Now it was a time for the horses, ponies and VSEs to rest, have a drink of water, and cool off while the drivers, grooms, passengers, and volunteers took in a lovely lunch at the tea room. Staff at Sherbrooke Village provided a delicious lunch of soup or chowder, homemade rolls, sandwiches on homemade bread, salad and a delicious blueberry buckle for dessert with tea and coffee.

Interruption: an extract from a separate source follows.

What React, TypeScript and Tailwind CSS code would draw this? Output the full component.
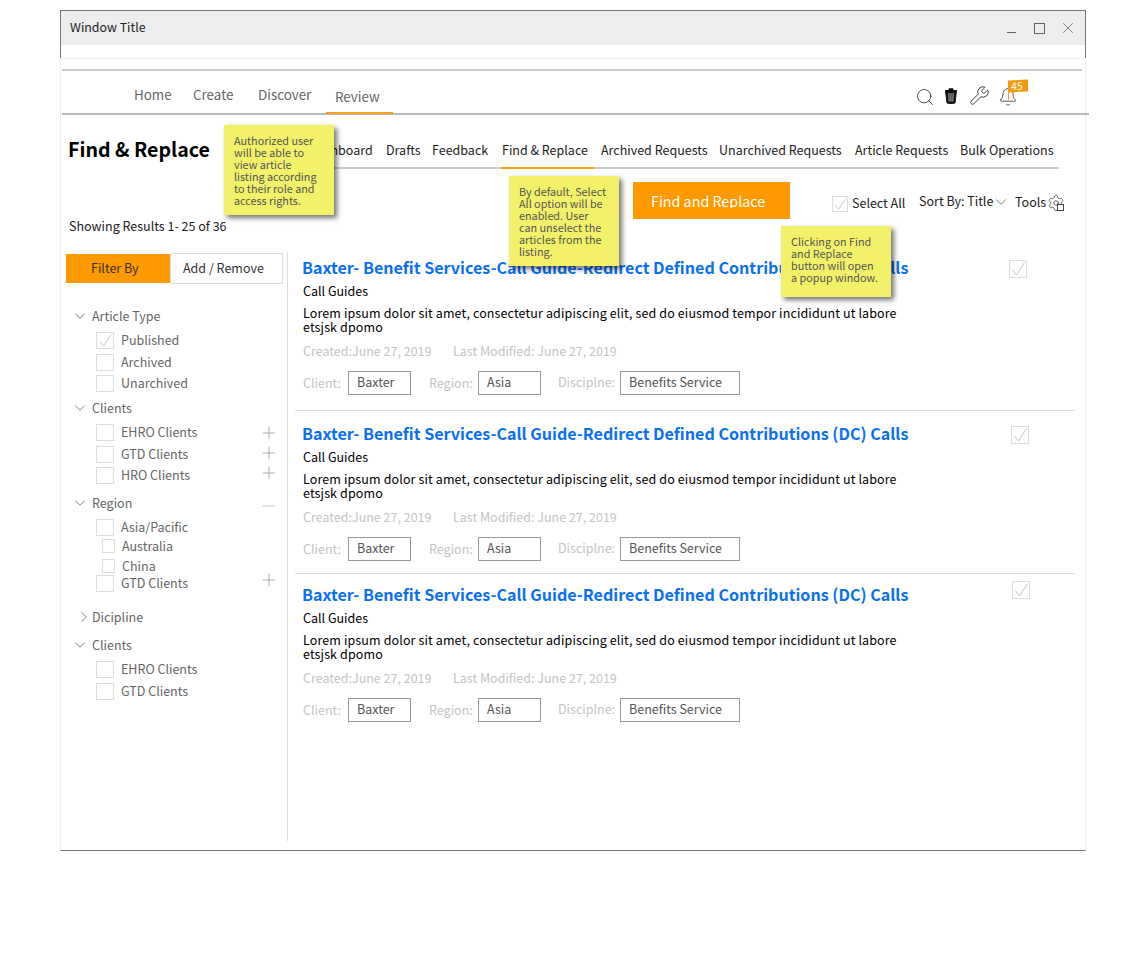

After a relaxing lunch we returned to our horses and again prepared them for driving. Grooms have an important role in this task as the horses must be held safely while they are harnessed and put to the carriage. Everyone returned to the village green for the awards presentation. Spectators gathered along the fences and cheered each turnout as they were presented to the public introducing the horse, the driver and groom, and describing the carriage type. A fine gift of smoked salmon from St. Mary’s Smokehouse was presented to each turnout for participating and prizes for top points in each class were given. The overall winner of the day was declared by adding up the points for each class and a trophy, was presented. The results were: Turnout Inspection 1st place was Max, driven by John MacMillan, with Jeannette MacMillan, as groom; Country Drive and Driving Tests 1st place was Flaxen, driven by Gillian Allan with Abigail Bidwell as groom; and Cones Course 1st place was VSE Spirit, driven by Daryl Green. The Overall winner of the 3rd Sporting Day of Traditional Driving at Sherbrooke Village was the Haflinger Horse, Flaxen, driven by Gillian Allan and groom, Abigail Bidwell from Missouri, USA.
Many thanks go to the all the sponsors of this event including: Sherbrooke Village Museum, Sherbrooke Home Hardware and St. Mary’s Smokehouse. Volunteers at this event included Elaine Wescott, Peter Jackson, Angie Jacks, Jamie Benoit, Emma Tenbrinke, Margaret Brown, Janet Phinney and, of course, the staff at the Senior’s Home who marked the times for the country drive.